It has been a little over a month since I attended this year’s Tableau Conference in sunny San Diego. It was my first time experiencing the conference in all its glory and glamour. I attended a handful of breakout sessions and hands-on trainings, which was immensely helpful to not only my design skills, but also my understanding of Tableau in a broader sense.

My favourite sessions were 8 Ways to Elevate Your Text Tables by Eric Balash and Cait Sojka and How to Do Cool Stuff in Tableau by Ken and Kevin Flerlage (+ their aftershow: Cool Stuff Deep Dive). After attending both their sessions, I learnt some valuable (design) tips and tricks that I have already started using in my own dashboards. These are my favourite ones:

KPI’s – The Short Version

Creating KPI labels in a visualisation can be a tedious process. Usually it takes a few calculations to get the right numbers and symbols you want to see.
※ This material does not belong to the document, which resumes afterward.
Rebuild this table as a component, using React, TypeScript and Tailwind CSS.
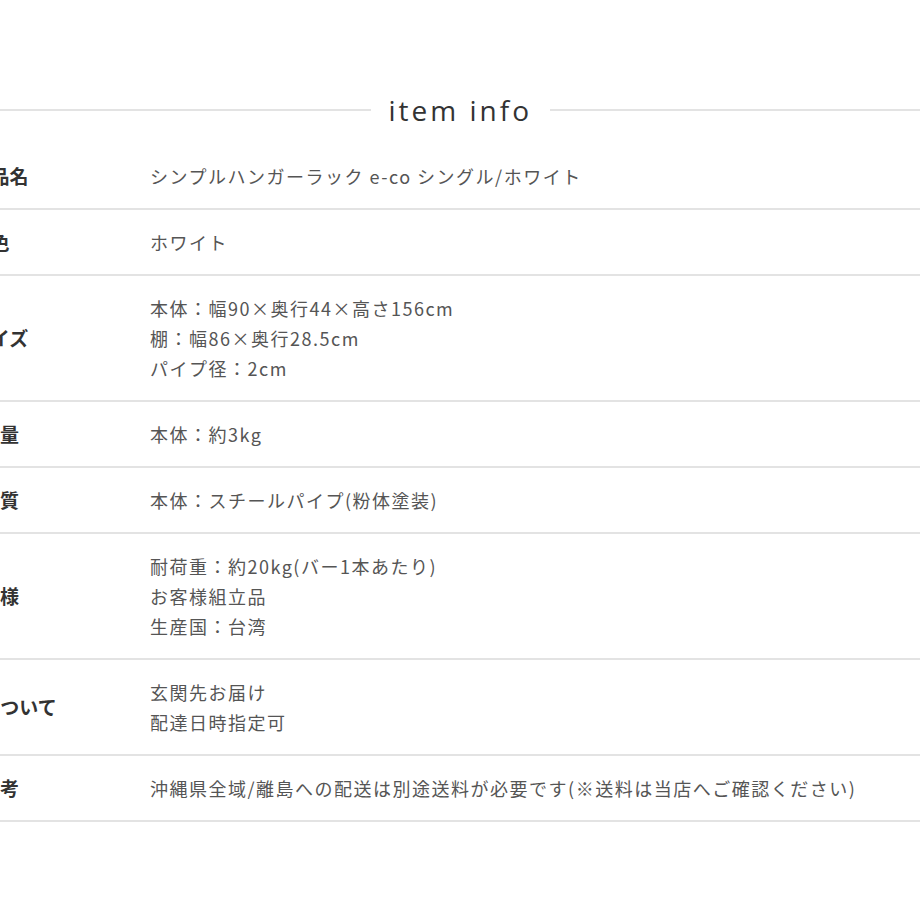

For example, to get a bar chart such as the chart above, you would need to add multiple calculations to Label in the Marks card – a calculation calculating the difference between the Actual Sales and Annual Sales Targets; a calculation turning that number into an absolute value; and a calculation for the arrows:

But Ken and Kevin Flerlage showed that there is an easier way to achieve this, without all the necessary steps, which is by simply making changes to the Number Format of the field you are using for your up and down arrows.

To explain this trick in more detail, the default format of the Sales Target field is “$”#,##0,.0K;-“$”#,##0,.0K. The first half (until the semi-colon) represents the positive number, and the second half represents the negative number (therefore the “-” sign at the beginning).

By adding the up arrow before the first half and the down arrow before the second half, and deleting the “-” sign to make the number an absolute, the arrows automatically turn into an absolute number with the correct arrows.

Sizing Two Dashboard Elements

The next trick is something I have struggled with in my own dashboards. When adding two (e.g. KPI) sheets to a dashboard, it can be difficult to adjust them to exactly the same size.

You can use Size on the Mark’s card and try changing the size of the two squares in the sheets by making an estimate, but there’s a much easier way to do this without guessing. By uploading this dashboard to Tableau Public, editing it in the WebEditor, there is an option to change the size of these sheets precisely.

Do that for both sheets, and that’s how you can make both squares in the sheets the same size!

Renaming a Dimension

When creating a crosstab in Tableau, sometimes you want to change the headers of the different fields in the view. With measures, this is a matter of editing the alias of the field. But what if we want to do the same thing to dimensions? There is no ‘Edit Alias’ option for these types of fields. There are multiple ways to go about this. You can rename the dimension, which is sometimes not a favourable option considering traceability. You can also duplicate the dimension and give it a new name there, but that might lead to a lot of mess in your data pane. A quick and easy way I learned is to double click on the field in the visualisation, edit the field in line by adding // to it, and writing the desired name of your dimension. So if the name of your dimension is originally Segment and you want to change it to Customer Segment, you would double click on the Segment field, and edit it in line to:

//Customer Segment
[Segment]

This would change the title of the Segment field without having to duplicate it or renaming the field completely.

Single-row Drill down

The last trick I learnt is from the 8 Ways to Elevate Your Text Tables session. When creating a view with a very large table, there is a way to decrease the size of the crosstab with a drill down calculation. In the following example I created a table using the Superstore dataset, which will give users the ability to click on a Category value, and expand out to the related Sub-Category value.

The calculation shown in the screen recording above returns the related sub-category when a category is chosen in the parameter control, otherwise it returns a blank space. You can also use a parameter action in stead of a parameter control, which would allow the user to click directly on a category value to expand the related sub-categories.

Those were the tricks! Be sure to check out two of my favourite sessions of this year’s TC – 8 Ways to Elevate Your Text Tables by Eric Balash and Cait Sojka and How to Do Cool Stuff in Tableau by Ken and Kevin Flerlage (+ their aftershow: Cool Stuff Deep Dive).